Beaumont doctors give patients heart attacks to save lives


Alcohol septal ablation: a heart treatment option at Beaumont Hospital, Royal Oak

Mary Campbell, 77, of Detroit, was taking over-the-counter pain medication and sleeping with three pillows in hopes of relieving her discomfort and difficulties breathing at night. But after two visits to the Emergency Center for chest pain and shortness of breath, she was referred to interventional cardiologist George Hanzel, M.D., medical director of the Cardiac Cath Lab at Beaumont Hospital, Royal Oak.

Mary Campbell surrounded by six of her 10 children
at her 75th birthday party.

The great-grandmother of 37 and grandmother of 45 says her pain was severe and sporadic, often leaving her exhausted and having to lie down. “I felt like a knife was going through my chest, into my back. I’d feel pain all the way down my left side.”

During Campbell’s visit with Dr. Hanzel, he explained to her that she would be a good candidate for a heart procedure called alcohol septal ablation. This is a treatment option for select patients with hypertrophic cardiomyopathy, abnormal thickening of the septum between the pump chambers of the heart causing obstruction of blood flow. Symptoms include chest pain, shortness of breath and fatigue with exertion. He also told her that during the procedure, the alcohol creates a “small controlled heart attack,” causing a scar to shrink the size of the muscle and relieve the obstruction.

“Dr. Hanzel examined me and then he drew a picture of my heart. He told me the wall of my heart is hard and needs shrinking,” recalls Campbell.

Regarding the heart attack, Campbell says, “I didn’t give it no thought. I told the Lord, ‘If you’re ready to take me, I’m ready to go.’ I was hurting so bad, I was ready to try anything and Dr. Hanzel said he could take away my chest pain.”

In May, Campbell arrived at the hospital with five of her children, her best friend and her daughter-in-law for the heart-attack inducing procedure.

Campbell was one of three patients who interventional cardiologists from across the nation and Japan came to observe for a first-of-its-kind training course with live patient procedures at Beaumont’s Tyner Center for Cardiovascular Interventions.

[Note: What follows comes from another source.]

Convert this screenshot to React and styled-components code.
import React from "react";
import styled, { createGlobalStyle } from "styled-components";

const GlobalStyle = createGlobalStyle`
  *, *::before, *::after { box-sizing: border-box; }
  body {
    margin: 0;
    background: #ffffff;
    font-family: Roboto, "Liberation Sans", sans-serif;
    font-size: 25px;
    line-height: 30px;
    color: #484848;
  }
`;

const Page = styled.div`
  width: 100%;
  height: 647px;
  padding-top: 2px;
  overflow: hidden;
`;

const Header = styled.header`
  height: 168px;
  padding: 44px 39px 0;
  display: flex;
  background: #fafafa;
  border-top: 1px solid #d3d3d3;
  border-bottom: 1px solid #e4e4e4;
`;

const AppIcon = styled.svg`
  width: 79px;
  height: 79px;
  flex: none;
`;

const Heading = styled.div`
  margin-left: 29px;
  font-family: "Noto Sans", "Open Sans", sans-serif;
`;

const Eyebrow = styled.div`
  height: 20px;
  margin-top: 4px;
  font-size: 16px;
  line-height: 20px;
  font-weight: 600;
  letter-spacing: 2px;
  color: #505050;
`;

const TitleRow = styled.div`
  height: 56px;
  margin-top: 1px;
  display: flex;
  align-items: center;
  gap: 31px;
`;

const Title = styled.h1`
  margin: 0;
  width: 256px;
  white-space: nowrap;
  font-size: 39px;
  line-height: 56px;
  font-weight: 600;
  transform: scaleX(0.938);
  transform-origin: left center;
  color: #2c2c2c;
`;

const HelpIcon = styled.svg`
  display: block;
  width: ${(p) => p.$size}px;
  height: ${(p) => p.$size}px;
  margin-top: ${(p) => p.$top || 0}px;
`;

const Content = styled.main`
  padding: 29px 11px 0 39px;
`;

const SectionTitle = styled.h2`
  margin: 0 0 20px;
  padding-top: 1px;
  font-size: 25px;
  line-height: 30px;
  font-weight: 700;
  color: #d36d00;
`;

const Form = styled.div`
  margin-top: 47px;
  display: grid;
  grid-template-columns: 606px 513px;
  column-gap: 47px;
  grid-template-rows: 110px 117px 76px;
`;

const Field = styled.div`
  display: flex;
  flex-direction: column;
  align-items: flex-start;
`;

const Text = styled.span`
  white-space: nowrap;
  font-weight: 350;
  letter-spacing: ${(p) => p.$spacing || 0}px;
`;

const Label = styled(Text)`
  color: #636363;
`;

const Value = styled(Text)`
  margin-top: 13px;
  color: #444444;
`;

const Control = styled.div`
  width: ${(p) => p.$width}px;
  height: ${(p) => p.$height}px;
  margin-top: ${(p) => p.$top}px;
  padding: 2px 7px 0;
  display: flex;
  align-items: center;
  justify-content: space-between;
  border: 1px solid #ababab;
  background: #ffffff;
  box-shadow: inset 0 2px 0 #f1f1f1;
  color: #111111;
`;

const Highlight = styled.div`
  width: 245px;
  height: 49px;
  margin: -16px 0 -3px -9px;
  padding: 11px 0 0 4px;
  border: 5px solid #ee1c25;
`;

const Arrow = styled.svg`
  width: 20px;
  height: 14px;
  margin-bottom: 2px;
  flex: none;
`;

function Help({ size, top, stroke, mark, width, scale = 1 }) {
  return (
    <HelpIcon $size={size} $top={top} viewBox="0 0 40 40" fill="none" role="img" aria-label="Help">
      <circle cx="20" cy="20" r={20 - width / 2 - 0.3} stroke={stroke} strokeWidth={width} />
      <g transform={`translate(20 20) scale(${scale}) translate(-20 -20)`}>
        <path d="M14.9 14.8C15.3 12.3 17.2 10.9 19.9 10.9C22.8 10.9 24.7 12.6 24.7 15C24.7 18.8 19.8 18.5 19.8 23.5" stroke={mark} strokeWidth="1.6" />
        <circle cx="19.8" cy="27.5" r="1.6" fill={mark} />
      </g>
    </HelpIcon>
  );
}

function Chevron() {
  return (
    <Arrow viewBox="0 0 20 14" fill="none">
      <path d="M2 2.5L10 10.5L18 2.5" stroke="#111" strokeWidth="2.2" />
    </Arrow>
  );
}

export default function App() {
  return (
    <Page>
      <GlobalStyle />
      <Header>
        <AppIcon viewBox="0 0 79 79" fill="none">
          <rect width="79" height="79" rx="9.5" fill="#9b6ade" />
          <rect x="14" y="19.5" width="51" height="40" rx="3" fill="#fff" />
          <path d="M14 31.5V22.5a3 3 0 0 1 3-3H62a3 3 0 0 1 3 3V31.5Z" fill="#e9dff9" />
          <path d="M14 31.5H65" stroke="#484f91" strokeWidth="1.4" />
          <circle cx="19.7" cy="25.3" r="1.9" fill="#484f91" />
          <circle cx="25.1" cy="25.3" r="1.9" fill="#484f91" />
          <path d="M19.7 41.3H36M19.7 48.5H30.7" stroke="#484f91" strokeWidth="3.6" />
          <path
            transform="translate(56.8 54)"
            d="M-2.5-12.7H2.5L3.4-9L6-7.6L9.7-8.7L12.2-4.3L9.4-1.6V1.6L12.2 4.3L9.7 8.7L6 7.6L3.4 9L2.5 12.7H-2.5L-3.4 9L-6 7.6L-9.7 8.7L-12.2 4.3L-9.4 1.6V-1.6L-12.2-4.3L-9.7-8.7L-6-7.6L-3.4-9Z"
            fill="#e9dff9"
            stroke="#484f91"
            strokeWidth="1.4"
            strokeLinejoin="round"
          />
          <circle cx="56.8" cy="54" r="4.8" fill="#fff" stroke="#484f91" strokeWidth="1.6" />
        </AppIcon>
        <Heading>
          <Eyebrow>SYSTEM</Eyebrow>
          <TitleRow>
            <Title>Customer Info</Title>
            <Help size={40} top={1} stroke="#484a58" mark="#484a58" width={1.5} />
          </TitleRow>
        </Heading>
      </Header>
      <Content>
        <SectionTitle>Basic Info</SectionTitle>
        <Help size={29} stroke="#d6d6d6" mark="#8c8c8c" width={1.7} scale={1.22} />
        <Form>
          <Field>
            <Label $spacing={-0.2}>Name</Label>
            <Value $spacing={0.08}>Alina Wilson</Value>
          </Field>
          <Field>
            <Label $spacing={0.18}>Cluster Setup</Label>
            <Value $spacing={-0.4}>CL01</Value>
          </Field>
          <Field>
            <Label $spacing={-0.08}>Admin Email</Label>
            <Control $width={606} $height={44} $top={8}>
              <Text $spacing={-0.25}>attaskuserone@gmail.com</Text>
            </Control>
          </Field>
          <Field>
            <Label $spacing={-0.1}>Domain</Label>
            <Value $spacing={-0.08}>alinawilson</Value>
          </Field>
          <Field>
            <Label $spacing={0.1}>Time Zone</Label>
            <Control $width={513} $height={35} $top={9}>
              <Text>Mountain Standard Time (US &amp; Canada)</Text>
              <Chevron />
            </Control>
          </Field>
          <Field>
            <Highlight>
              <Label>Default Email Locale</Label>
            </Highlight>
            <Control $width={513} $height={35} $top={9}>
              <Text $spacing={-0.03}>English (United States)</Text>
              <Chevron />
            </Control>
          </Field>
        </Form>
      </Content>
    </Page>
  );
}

The Tyner Center is a high-tech, hybrid operating room and catheterization suite with a large observation room allowing physicians to view procedures in real time. The training course was co-sponsored by Winthrop-University Hospital in New York and featured world experts in alcohol septal ablation: Srihari Naidu, M.D., Winthrop-University Hospital; Michael Fifer, M.D., Massachusetts General Hospital; Sherif Nagueh, M.D., Methodist DeBakey Heart and Vascular Center; and Paul Sorajja, M.D. Minneapolis Heart Institute.

“The alcohol ablation procedure is designed to reduce the obstruction of the left ventricular outflow tract to improve symptoms, and in carefully selected patients like Ms. Campbell, this is proven to be an excellent treatment option,” explains Dr. Hanzel, who says the inaugural program was a great success. Planning is underway for another course in 2015.

Following the procedure and after a several days of rest, Campbell says she started to feel better.

“Believe it or not, I’ve had no chest pain. Before, I couldn’t walk from the couch to the front door. Now, I can walk with my grandchildren and don’t get out of breath and I’m not in pain…I feel good and I sleep real good – just like a baby,” says Campbell, who uses only one pillow to sleep since the procedure.

With her increase in energy and lack of exhaustion, the great-grandmother has done away with preparing her quick-fix of toast. She’s back to baking her homemade butter rolls and biscuits and spending quality time with her large family. In fact, this month, Campbell will travel to Tennessee with 300 relatives to enjoy a family reunion.